In Shame, spaces and surfaces construct a very specific world of isolation and imprisonment – within offices, bars, and barren apartments and hotel rooms, but most importantly, between people. Shame is a night film and the city – Manhattan specifically here, but any pulsing metropolis would have sufficed – is a major player in Brandon’s story. The city is an enabler, providing easy satisfaction at the turn of a dial, the press of a button. It’s a city teeming with people, but no one can get close. Even Brandon’s boss, David, communicates with his own son via Skype.
Although the sex angle is what most critics have focused, it’s also true that sex addiction acts as a vehicle for exploring bigger problems. And in this reading I would say that Shame presents a damning portrait of urban life, loneliness and the solitary self. Brandon is as empty as the city he lives in, slowly decaying like the streets he runs through at night. As McQueen sees it, the grim metropolis magnifies the space between us. Here is a world where no one sees the real you and no one cares what you are doing, what harm you may be doing yourself or why. It’s these ideas that allow the viewer in, to a story that might otherwise alienate them. Because we all feel alone, disenfranchised and harried by the increasing complexities of modern life, at some time.
It would not be an overstatement to say that the film is profoundly unsettling on every level – from Brandon’s relationship with Sissy to his relationship with himself and his own body, to the staging of the sex scenes, to how the viewer feels while watching all this unfold. But I mean this as a compliment, as a way to emphasise Shame’s two main strengths. It is visceral and empathetic filmmaking at its absolute best. Like Hunger, you feel it in your guts when you watch. If it was McQueen’s goal to trap you in Brandon’s hell, he achieves this. We are right in there with him and it doesn’t feel good.
That French phrase, le petite mort (the little death) is often used as a metaphor for orgasm.
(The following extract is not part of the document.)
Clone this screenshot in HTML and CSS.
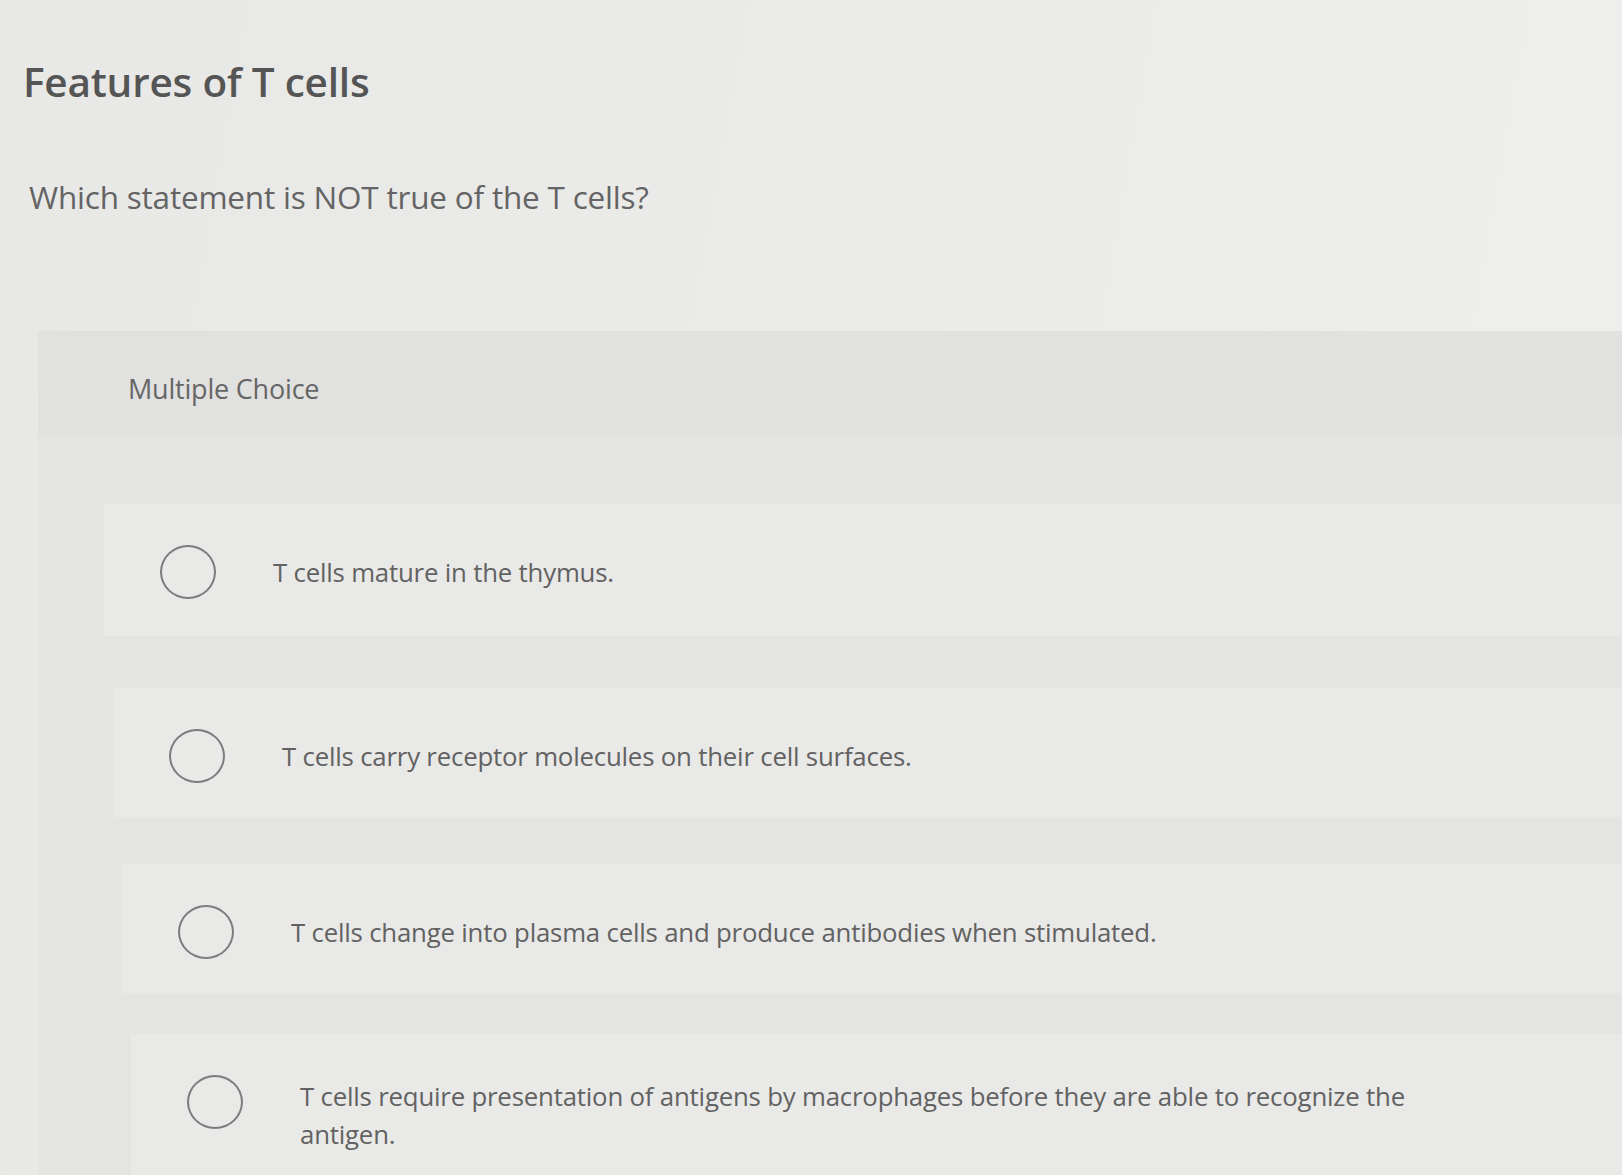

It is a persuasive concept here. Certainly some little part of Brandon dies with every emission. Sex here, stripped of pleasure, increases solitude. Brandon is trapped in the casket, on a lonely road to self-destruction. Where will it end?
McQueen’s camera creates a distance – especially in the film’s symphonic final descent into the sexual abyss – but he does this to bring us closer. Fassbender is an actor of tremendous depth and empathy. Because of him, by the film’s final scene, you really care what happens next. You hope Brandon will be okay, even if you will never know if he is.
‘the mesmirising Michael Fassbender’ Indeed! And a mesmerising blog to boot! Didn’t want to finish reading the whole post as I’m sure it contains a few spoilers…but I will re-read once I watch the film.